# Exercise prompt
Leave out the pictures; transcribe all else exactly.

# Data section
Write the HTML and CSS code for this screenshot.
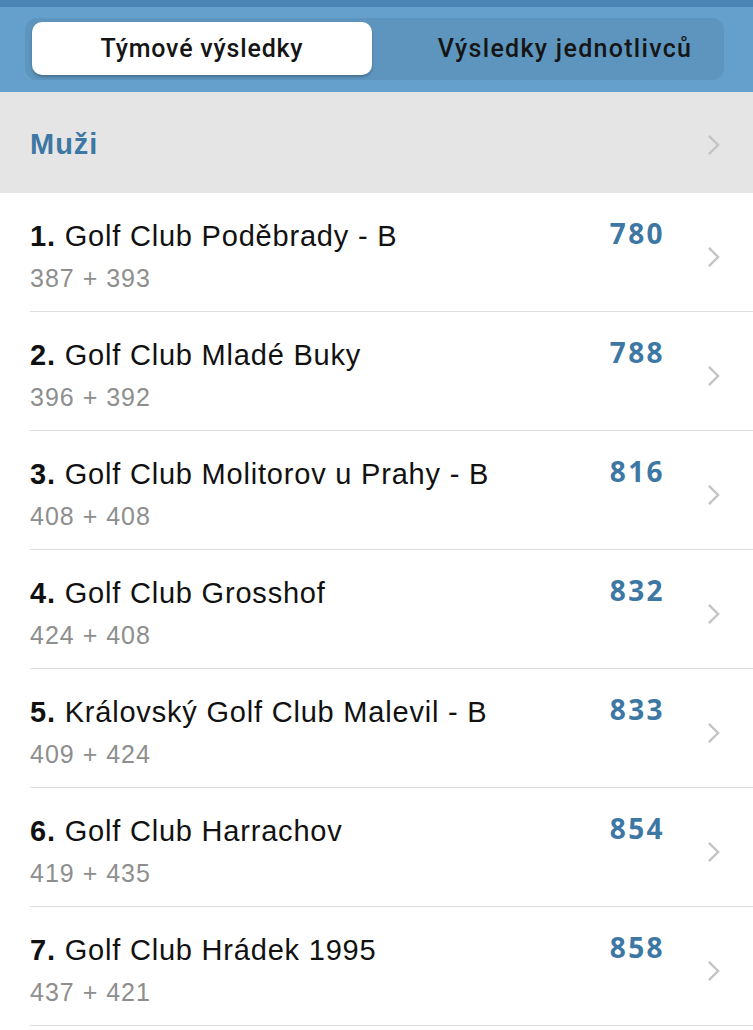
FILE: index.html
```html
<!DOCTYPE html>
<html lang="cs">
<head>
    <meta charset="UTF-8">
    <title>Výsledky</title>
    <link rel="stylesheet" href="styles.css">
</head>
<body>
    <header class="topbar">
        <div class="segments">
            <div class="segment active">Týmové výsledky</div>
            <div class="segment second">Výsledky jednotlivců</div>
        </div>
    </header>

    <div class="section-head">
        <span>Muži</span>
        <svg class="chevron" viewBox="0 0 14 24"><path d="M2 2 L12 12 L2 22"/></svg>
    </div>

    <ul class="results">
        <li class="row">
            <div class="info">
                <div class="team"><b>1.</b> Golf Club Poděbrady - B</div>
                <div class="rounds">387 + 393</div>
            </div>
            <div class="total">780</div>
            <svg class="chevron" viewBox="0 0 14 24"><path d="M2 2 L12 12 L2 22"/></svg>
        </li>
        <li class="row">
            <div class="info">
                <div class="team"><b>2.</b> Golf Club Mladé Buky</div>
                <div class="rounds">396 + 392</div>
            </div>
            <div class="total">788</div>
            <svg class="chevron" viewBox="0 0 14 24"><path d="M2 2 L12 12 L2 22"/></svg>
        </li>
        <li class="row">
            <div class="info">
                <div class="team"><b>3.</b> Golf Club Molitorov u Prahy - B</div>
                <div class="rounds">408 + 408</div>
            </div>
            <div class="total">816</div>
            <svg class="chevron" viewBox="0 0 14 24"><path d="M2 2 L12 12 L2 22"/></svg>
        </li>
        <li class="row">
            <div class="info">
                <div class="team"><b>4.</b> Golf Club Grosshof</div>
                <div class="rounds">424 + 408</div>
            </div>
            <div class="total">832</div>
            <svg class="chevron" viewBox="0 0 14 24"><path d="M2 2 L12 12 L2 22"/></svg>
        </li>
        <li class="row">
            <div class="info">
                <div class="team"><b>5.</b> Královský Golf Club Malevil - B</div>
                <div class="rounds">409 + 424</div>
            </div>
            <div class="total">833</div>
            <svg class="chevron" viewBox="0 0 14 24"><path d="M2 2 L12 12 L2 22"/></svg>
        </li>
        <li class="row">
            <div class="info">
                <div class="team"><b>6.</b> Golf Club Harrachov</div>
                <div class="rounds">419 + 435</div>
            </div>
            <div class="total">854</div>
            <svg class="chevron" viewBox="0 0 14 24"><path d="M2 2 L12 12 L2 22"/></svg>
        </li>
        <li class="row">
            <div class="info">
                <div class="team"><b>7.</b> Golf Club Hrádek 1995</div>
                <div class="rounds">437 + 421</div>
            </div>
            <div class="total">858</div>
            <svg class="chevron" viewBox="0 0 14 24"><path d="M2 2 L12 12 L2 22"/></svg>
        </li>
    </ul>
</body>
</html>
```

FILE: styles.css
```css
:root {
    --bar: #64a0cb;
    --bar-dark: #4a85b6;
    --accent: #3d77a3;
    --muted: #8e8e8e;
    --line: #dedede;
}

body {
    margin: 0;
    font-family: 'Liberation Sans', Arial, sans-serif;
    background: white;
    color: #111;
    overflow: hidden;
}

.topbar {
    background: var(--bar);
    border-top: 7px solid var(--bar-dark);
    padding: 11px 29px 12px 25px;
    height: 62px;
}

.segments {
    display: grid;
    grid-template-columns: 340px 1fr;
    height: 62px;
    background: #5d95bf;
    border-radius: 12px;
    padding: 4px 0 5px 7px;
    box-sizing: border-box;
}

.segment {
    display: flex;
    align-items: center;
    justify-content: center;
    font-family: Roboto, sans-serif;
    font-size: 25px;
    font-weight: 500;
    letter-spacing: 0.8px;
    color: #151515;
}

.segment.second {
    padding-left: 34px;
    letter-spacing: 1.3px;
}

.segment.active {
    background: white;
    border-radius: 10px;
    box-shadow: 0 2px 3px rgba(0,0,0,0.25);
}

.section-head {
    display: flex;
    align-items: center;
    justify-content: space-between;
    height: 101px;
    padding: 4px 33px 0 30px;
    box-sizing: border-box;
    background: #e5e5e5;
    font-size: 29px;
    font-weight: 700;
    letter-spacing: 1px;
    color: var(--accent);
}

.chevron {
    width: 13px;
    height: 22px;
    flex: none;
}

.chevron path {
    fill: none;
    stroke: #c4c4c8;
    stroke-width: 2.6;
}

.results {
    list-style: none;
    margin: 0;
    padding: 0 0 0 30px;
}

.row {
    display: flex;
    align-items: flex-start;
    height: 119px;
    box-sizing: border-box;
    padding: 26px 33px 0 0;
    border-bottom: 1px solid var(--line);
}

.row .chevron {
    margin-top: 27px;
}

.info {
    flex: 1;
}

.team {
    font-size: 29px;
    line-height: 34px;
    letter-spacing: 0.8px;
}

.rounds {
    font-size: 25px;
    line-height: 30px;
    letter-spacing: 1px;
    margin-top: 10px;
    color: var(--muted);
}

.total {
    margin: -1px 42px 0 0;
    font-family: 'Open Sans', sans-serif;
    font-size: 28px;
    line-height: 30px;
    font-weight: 700;
    letter-spacing: 2.4px;
    color: var(--accent);
}
```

# Answer to the problem
Write the HTML and CSS code for this screenshot.
FILE: index.html
```html
<!DOCTYPE html>
<html lang="cs">
<head>
    <meta charset="UTF-8">
    <title>Výsledky</title>
    <link rel="stylesheet" href="styles.css">
</head>
<body>
    <header class="topbar">
        <div class="segments">
            <div class="segment active">Týmové výsledky</div>
            <div class="segment second">Výsledky jednotlivců</div>
        </div>
    </header>

    <div class="section-head">
        <span>Muži</span>
        <svg class="chevron" viewBox="0 0 14 24"><path d="M2 2 L12 12 L2 22"/></svg>
    </div>

    <ul class="results">
        <li class="row">
            <div class="info">
                <div class="team"><b>1.</b> Golf Club Poděbrady - B</div>
                <div class="rounds">387 + 393</div>
            </div>
            <div class="total">780</div>
            <svg class="chevron" viewBox="0 0 14 24"><path d="M2 2 L12 12 L2 22"/></svg>
        </li>
        <li class="row">
            <div class="info">
                <div class="team"><b>2.</b> Golf Club Mladé Buky</div>
                <div class="rounds">396 + 392</div>
            </div>
            <div class="total">788</div>
            <svg class="chevron" viewBox="0 0 14 24"><path d="M2 2 L12 12 L2 22"/></svg>
        </li>
        <li class="row">
            <div class="info">
                <div class="team"><b>3.</b> Golf Club Molitorov u Prahy - B</div>
                <div class="rounds">408 + 408</div>
            </div>
            <div class="total">816</div>
            <svg class="chevron" viewBox="0 0 14 24"><path d="M2 2 L12 12 L2 22"/></svg>
        </li>
        <li class="row">
            <div class="info">
                <div class="team"><b>4.</b> Golf Club Grosshof</div>
                <div class="rounds">424 + 408</div>
            </div>
            <div class="total">832</div>
            <svg class="chevron" viewBox="0 0 14 24"><path d="M2 2 L12 12 L2 22"/></svg>
        </li>
        <li class="row">
            <div class="info">
                <div class="team"><b>5.</b> Královský Golf Club Malevil - B</div>
                <div class="rounds">409 + 424</div>
            </div>
            <div class="total">833</div>
            <svg class="chevron" viewBox="0 0 14 24"><path d="M2 2 L12 12 L2 22"/></svg>
        </li>
        <li class="row">
            <div class="info">
                <div class="team"><b>6.</b> Golf Club Harrachov</div>
                <div class="rounds">419 + 435</div>
            </div>
            <div class="total">854</div>
            <svg class="chevron" viewBox="0 0 14 24"><path d="M2 2 L12 12 L2 22"/></svg>
        </li>
        <li class="row">
            <div class="info">
                <div class="team"><b>7.</b> Golf Club Hrádek 1995</div>
                <div class="rounds">437 + 421</div>
            </div>
            <div class="total">858</div>
            <svg class="chevron" viewBox="0 0 14 24"><path d="M2 2 L12 12 L2 22"/></svg>
        </li>
    </ul>
</body>
</html>
```

FILE: styles.css
```css
:root {
    --bar: #64a0cb;
    --bar-dark: #4a85b6;
    --accent: #3d77a3;
    --muted: #8e8e8e;
    --line: #dedede;
}

body {
    margin: 0;
    font-family: 'Liberation Sans', Arial, sans-serif;
    background: white;
    color: #111;
    overflow: hidden;
}

.topbar {
    background: var(--bar);
    border-top: 7px solid var(--bar-dark);
    padding: 11px 29px 12px 25px;
    height: 62px;
}

.segments {
    display: grid;
    grid-template-columns: 340px 1fr;
    height: 62px;
    background: #5d95bf;
    border-radius: 12px;
    padding: 4px 0 5px 7px;
    box-sizing: border-box;
}

.segment {
    display: flex;
    align-items: center;
    justify-content: center;
    font-family: Roboto, sans-serif;
    font-size: 25px;
    font-weight: 500;
    letter-spacing: 0.8px;
    color: #151515;
}

.segment.second {
    padding-left: 34px;
    letter-spacing: 1.3px;
}

.segment.active {
    background: white;
    border-radius: 10px;
    box-shadow: 0 2px 3px rgba(0,0,0,0.25);
}

.section-head {
    display: flex;
    align-items: center;
    justify-content: space-between;
    height: 101px;
    padding: 4px 33px 0 30px;
    box-sizing: border-box;
    background: #e5e5e5;
    font-size: 29px;
    font-weight: 700;
    letter-spacing: 1px;
    color: var(--accent);
}

.chevron {
    width: 13px;
    height: 22px;
    flex: none;
}

.chevron path {
    fill: none;
    stroke: #c4c4c8;
    stroke-width: 2.6;
}

.results {
    list-style: none;
    margin: 0;
    padding: 0 0 0 30px;
}

.row {
    display: flex;
    align-items: flex-start;
    height: 119px;
    box-sizing: border-box;
    padding: 26px 33px 0 0;
    border-bottom: 1px solid var(--line);
}

.row .chevron {
    margin-top: 27px;
}

.info {
    flex: 1;
}

.team {
    font-size: 29px;
    line-height: 34px;
    letter-spacing: 0.8px;
}

.rounds {
    font-size: 25px;
    line-height: 30px;
    letter-spacing: 1px;
    margin-top: 10px;
    color: var(--muted);
}

.total {
    margin: -1px 42px 0 0;
    font-family: 'Open Sans', sans-serif;
    font-size: 28px;
    line-height: 30px;
    font-weight: 700;
    letter-spacing: 2.4px;
    color: var(--accent);
}
```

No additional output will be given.